Rubber cement is really cheap, so that’s awesome. If you don’t have rubber cement or don’t like the smell, you could try a different acid free glue. I’m sure there are lots of options at any craft store.
After the glue dried, the back of my first shadowbox looked like this:
I used the rest of the pressed flowers to fill up the other shadow box, and I’m happy to say that my pressed flower art looks lovely in my office.
The glare on the glass was pretty severe in this spot, so I snapped some photos of the dried flower art in a less sunny location as well.
I love how special and meaningful these dried and pressed flowers are – making them even more beautiful to me!

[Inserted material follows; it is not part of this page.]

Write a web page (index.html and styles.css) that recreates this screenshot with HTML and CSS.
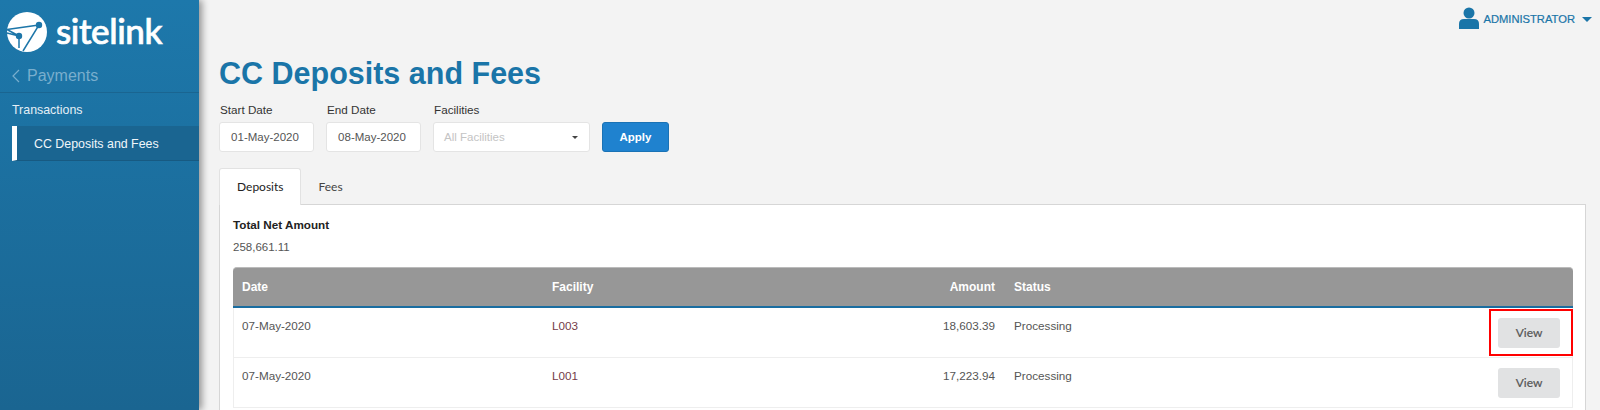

How to Make 3D Dried Flower Art
Now, I know that this post is all about how to press flowers, but I also want to tell you that there is a way to dry and preserve flowers in 3D form – including entire bouquets!
The company I used to work for, ACTÍVA Products, makes a product called Flower Drying Art, which is a silica gel that dries and preserves flowers over time or even in the microwave. It’s completely reusable because you can re-charge the silica gel crystals, so you can dry as many flowers as you want, all with one package. Plus, it helps the flowers retain their color instead of turning brown and crusty like they can when simply air dried.
I don’t have any photos of projects I made for this blog using the product, but I used it many times during the course of my work with ACTÍVA, and I promise that it’s easy to use and gives great results. Professional wedding bouquet preservationists (yes, there are such a thing!) even use Flower Drying Art to preserve bouquets for clients.
So, if a 3D flower art project or bouquet preservation is something you’re interested in, you might want to try Flower Drying Art.
Well, that’s all I’ve got for you on pressing flowers in a book. I hope it was helpful to you! Let me know if you’re going to try pressing and preserving some flowers. I hope they turn out beautifully!